One of the ingredients the chef here loves to incorporate into her dishes is eggplant. This versatile vegetable is like a sponge that soaks up any flavour you add to it. Turn plain eggplant into crispy vegan bacon with just 2 ingredients! Slice it up really thin, spread some barbeque sauce on both sides, and bake it until it’s crisp and voila, you have vegan bacon! And of course, the perfect sandwich also needs some fresh bread, lettuce, and tomato. We are fortunate to have beautiful fresh lettuce and tomatoes here on the Big Island and also back at home in Vancouver. Enjoy the bounty of summer produce by making this vegan BLT sandwich. Although the vegan eggplant bacon is best eaten right away, these would be a fabulous lunch to take on a picnic. Summer is the season of picnics, so take advantage of the beautiful weather and bring lunch outside!

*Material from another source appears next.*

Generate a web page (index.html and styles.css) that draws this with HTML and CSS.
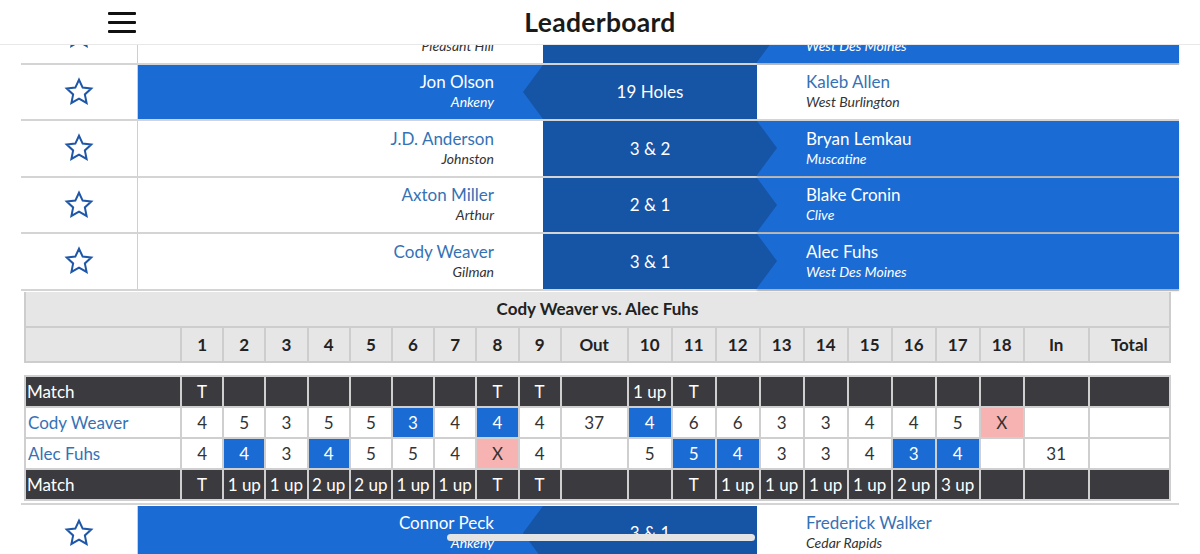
FILE: index.html
```html
<!DOCTYPE html>
<html>
<head>
<meta charset="utf-8">
<title>Leaderboard</title>
<link rel="stylesheet" href="styles.css">
</head>
<body>
<header class="topbar">
  <div class="hamburger"><span></span><span></span><span></span></div>
  <h1 class="title">Leaderboard</h1>
</header>

<main class="board">
  <div class="match right-win">
    <div class="fav"><svg class="star" viewBox="0 0 24 24"><path d="M12 2.8l2.75 5.9 6.45.75-4.8 4.4 1.3 6.35L12 17l-5.7 3.2 1.3-6.35-4.8-4.4 6.45-.75z"/></svg></div>
    <div class="player left"><span class="name">Tyler Hoppe</span><span class="city">Pleasant Hill</span></div>
    <div class="result">4 &amp; 3</div>
    <div class="player right"><span class="name">Jack Smith</span><span class="city">West Des Moines</span></div>
  </div>
  <div class="match left-win">
    <div class="fav"><svg class="star" viewBox="0 0 24 24"><path d="M12 2.8l2.75 5.9 6.45.75-4.8 4.4 1.3 6.35L12 17l-5.7 3.2 1.3-6.35-4.8-4.4 6.45-.75z"/></svg></div>
    <div class="player left"><span class="name">Jon Olson</span><span class="city">Ankeny</span></div>
    <div class="result">19 Holes</div>
    <div class="player right"><span class="name">Kaleb Allen</span><span class="city">West Burlington</span></div>
  </div>
  <div class="match right-win">
    <div class="fav"><svg class="star" viewBox="0 0 24 24"><path d="M12 2.8l2.75 5.9 6.45.75-4.8 4.4 1.3 6.35L12 17l-5.7 3.2 1.3-6.35-4.8-4.4 6.45-.75z"/></svg></div>
    <div class="player left"><span class="name">J.D. Anderson</span><span class="city">Johnston</span></div>
    <div class="result">3 &amp; 2</div>
    <div class="player right"><span class="name">Bryan Lemkau</span><span class="city">Muscatine</span></div>
  </div>
  <div class="match right-win">
    <div class="fav"><svg class="star" viewBox="0 0 24 24"><path d="M12 2.8l2.75 5.9 6.45.75-4.8 4.4 1.3 6.35L12 17l-5.7 3.2 1.3-6.35-4.8-4.4 6.45-.75z"/></svg></div>
    <div class="player left"><span class="name">Axton Miller</span><span class="city">Arthur</span></div>
    <div class="result">2 &amp; 1</div>
    <div class="player right"><span class="name">Blake Cronin</span><span class="city">Clive</span></div>
  </div>
  <div class="match right-win">
    <div class="fav"><svg class="star" viewBox="0 0 24 24"><path d="M12 2.8l2.75 5.9 6.45.75-4.8 4.4 1.3 6.35L12 17l-5.7 3.2 1.3-6.35-4.8-4.4 6.45-.75z"/></svg></div>
    <div class="player left"><span class="name">Cody Weaver</span><span class="city">Gilman</span></div>
    <div class="result">3 &amp; 1</div>
    <div class="player right"><span class="name">Alec Fuhs</span><span class="city">West Des Moines</span></div>
  </div>

  <section class="scorecard">
    <table class="sc-head">
      <colgroup>
        <col class="c-label"><col class="c-h"><col class="c-h"><col class="c-h"><col class="c-h"><col class="c-h"><col class="c-h"><col class="c-h"><col class="c-h"><col class="c-h"><col class="c-out"><col class="c-b"><col class="c-b"><col class="c-b"><col class="c-b"><col class="c-b"><col class="c-b"><col class="c-b"><col class="c-b"><col class="c-b"><col class="c-in"><col class="c-total">
      </colgroup>
      <tr class="sc-title"><th colspan="22">Cody Weaver vs. Alec Fuhs</th></tr>
      <tr class="sc-holes">
        <th></th><th>1</th><th>2</th><th>3</th><th>4</th><th>5</th><th>6</th><th>7</th><th>8</th><th>9</th><th>Out</th><th>10</th><th>11</th><th>12</th><th>13</th><th>14</th><th>15</th><th>16</th><th>17</th><th>18</th><th>In</th><th>Total</th>
      </tr>
    </table>
    <table class="sc-body">
      <colgroup>
        <col class="c-label"><col class="c-h"><col class="c-h"><col class="c-h"><col class="c-h"><col class="c-h"><col class="c-h"><col class="c-h"><col class="c-h"><col class="c-h"><col class="c-out"><col class="c-b"><col class="c-b"><col class="c-b"><col class="c-b"><col class="c-b"><col class="c-b"><col class="c-b"><col class="c-b"><col class="c-b"><col class="c-in"><col class="c-total">
      </colgroup>
      <tr class="status">
        <td class="label">Match</td><td>T</td><td></td><td></td><td></td><td></td><td></td><td></td><td>T</td><td>T</td><td></td><td>1 up</td><td>T</td><td></td><td></td><td></td><td></td><td></td><td></td><td></td><td></td><td></td>
      </tr>
      <tr class="scores">
        <td class="label pname">Cody Weaver</td><td>4</td><td>5</td><td>3</td><td>5</td><td>5</td><td class="win">3</td><td>4</td><td class="win">4</td><td>4</td><td>37</td><td class="win">4</td><td>6</td><td>6</td><td>3</td><td>3</td><td>4</td><td>4</td><td>5</td><td class="pick">X</td><td></td><td></td>
      </tr>
      <tr class="scores">
        <td class="label pname">Alec Fuhs</td><td>4</td><td class="win">4</td><td>3</td><td class="win">4</td><td>5</td><td>5</td><td>4</td><td class="pick">X</td><td>4</td><td></td><td>5</td><td class="win">5</td><td class="win">4</td><td>3</td><td>3</td><td>4</td><td class="win">3</td><td class="win">4</td><td></td><td>31</td><td></td>
      </tr>
      <tr class="status">
        <td class="label">Match</td><td>T</td><td>1 up</td><td>1 up</td><td>2 up</td><td>2 up</td><td>1 up</td><td>1 up</td><td>T</td><td>T</td><td></td><td></td><td>T</td><td>1 up</td><td>1 up</td><td>1 up</td><td>1 up</td><td>2 up</td><td>3 up</td><td></td><td></td><td></td>
      </tr>
    </table>
  </section>

  <div class="match left-win after-card">
    <div class="fav"><svg class="star" viewBox="0 0 24 24"><path d="M12 2.8l2.75 5.9 6.45.75-4.8 4.4 1.3 6.35L12 17l-5.7 3.2 1.3-6.35-4.8-4.4 6.45-.75z"/></svg></div>
    <div class="player left"><span class="name">Connor Peck</span><span class="city">Ankeny</span></div>
    <div class="result">3 &amp; 1</div>
    <div class="player right"><span class="name">Frederick Walker</span><span class="city">Cedar Rapids</span></div>
  </div>
</main>

<div class="home-indicator"></div>
</body>
</html>
```

FILE: styles.css
```css
html, body {
  margin: 0;
  padding: 0;
  background: #ffffff;
  font-family: "Lato", "Open Sans", sans-serif;
  color: #333;
  overflow: hidden;
}

.topbar {
  position: fixed;
  top: 0;
  left: 0;
  right: 0;
  height: 44px;
  background: #fff;
  border-bottom: 1px solid #e8e8e8;
  z-index: 10;
  display: flex;
  align-items: center;
  justify-content: center;
}

.hamburger {
  position: absolute;
  left: 108px;
  top: 12px;
  width: 28px;
  display: flex;
  flex-direction: column;
  gap: 6px;
}
.hamburger span {
  display: block;
  height: 3px;
  background: #111;
  border-radius: 1px;
}

.title {
  margin: 0;
  font-size: 26.5px;
  font-weight: 700;
  color: #1a1a1a;
  letter-spacing: 0.3px;
}

.board {
  padding-top: 8px;
}

.match {
  display: flex;
  height: 54.5px;
  margin: 0 21px;
  border-bottom: 2px solid #d4d4d4;
  position: relative;
}

.fav {
  width: 116px;
  flex: none;
  border-right: 1px solid #cfcfcf;
  display: flex;
  align-items: center;
  justify-content: center;
}
.star {
  width: 32px;
  height: 32px;
  fill: none;
  stroke: #1e56a8;
  stroke-width: 1.5;
  stroke-linejoin: miter;
}

.player {
  display: flex;
  flex-direction: column;
  justify-content: center;
  background: #fff;
}
.player.left {
  width: 356px;
  flex: none;
  align-items: flex-end;
  padding-right: 49px;
  text-align: right;
}
.player.right {
  flex: 1;
  padding-left: 49px;
}
.name {
  font-size: 17px;
  color: #3572b5;
  line-height: 21px;
}
.city {
  font-size: 14px;
  font-style: italic;
  color: #333;
  line-height: 20px;
}

.result {
  width: 214px;
  flex: none;
  background: #1654a6;
  color: #fff;
  font-size: 17px;
  display: flex;
  align-items: center;
  justify-content: center;
  position: relative;
  z-index: 2;
}

.left-win .player.left,
.right-win .player.right {
  background: #1a6bd3;
}
.left-win .player.left .name,
.left-win .player.left .city,
.right-win .player.right .name,
.right-win .player.right .city {
  color: #fff;
}
.right-win .player.right {
  box-shadow: 0 2px 2px rgba(0,0,0,0.18);
}

.left-win .result::before {
  content: "";
  position: absolute;
  left: -20px;
  top: 0;
  border-top: 27.25px solid transparent;
  border-bottom: 27.25px solid transparent;
  border-right: 20px solid #1654a6;
}
.right-win .result::after {
  content: "";
  position: absolute;
  right: -20px;
  top: 0;
  border-top: 27.25px solid transparent;
  border-bottom: 27.25px solid transparent;
  border-left: 20px solid #1654a6;
}

.scorecard {
  margin: 0 21px;
  padding: 1px 0 2px 3px;
  border-bottom: 2px solid #d4d4d4;
}

table {
  border-collapse: collapse;
  table-layout: fixed;
  width: 1145px;
}
.c-label { width: 156px; }
.c-h { width: 42.2px; }
.c-out { width: 67px; }
.c-b { width: 44px; }
.c-in { width: 65px; }
.c-total { width: 81px; }

.sc-head th {
  background: #e6e6e6;
  border: 2px solid #cdcdcd;
  font-size: 17px;
  font-weight: 700;
  color: #222;
  padding: 0;
}
.sc-title th {
  height: 34px;
  border-top: 0;
}
.sc-holes th {
  height: 33px;
}

.sc-body {
  margin-top: 12px;
}
.sc-body td {
  border: 2px solid #cfcfcf;
  height: 29px;
  padding: 0;
  text-align: center;
  font-size: 17px;
  color: #333;
  white-space: nowrap;
}
.sc-body .status td {
  background: #3b3b3f;
  color: #fff;
}
.sc-body td.label {
  text-align: left;
  padding-left: 1px;
}
.sc-body td.pname {
  color: #3572b5;
  font-size: 17px;
  padding-left: 2px;
}
.sc-body td.win {
  background: #1a6bd3;
  color: #fff;
}
.sc-body td.pick {
  background: #f7b2b2;
  color: #333;
}

.after-card {
  margin-top: 1px;
}

.home-indicator {
  position: fixed;
  left: 447px;
  bottom: 13px;
  width: 308px;
  height: 7px;
  border-radius: 4px;
  background: #e4e4e4;
  z-index: 20;
}
```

Just in case you were wondering, this purple bread is a walnut sourdough from a local bakery called Terra Breads. Isn’t it pretty? It pairs fabulously with my favourite fig and mango toasts.
- 1 small eggplant, sliced 3mm thick
- 2 to 3 tbsp smoky BBQ sauce
- 4 to 6 slices of bread
- Hummus or vegan mayonnaise
- 1 to 2 roma tomatoes, sliced
- Salt & freshly cracked black pepper
- 1 handful of kale
- To make the bacon, preheat oven to 350°F. Line a cookie sheet with parchment paper and spray it lightly with oil. Arrange the sliced eggplant in a single layer and spray the eggplant lightly with oil.
- Bake for 5 minutes then flip and spread a thin layer of BBQ sauce on one side. Bake for another 5 minutes, flip again, and brush the other side with BBQ sauce. Bake for another 5 to 10 minutes until crispy, flipping as needed.
- Once the eggplant is nicely browned, remove it from the oven and allow it to cool. It will crisp up as it cools.
- To assemble the sandwiches, spread mustard on one slice of the bread and hummus on another slice (per sandwich). Top with sliced tomatoes, a pinch of salt and pepper on the tomatoes, the eggplant bacon, and kale. Enjoy within the day.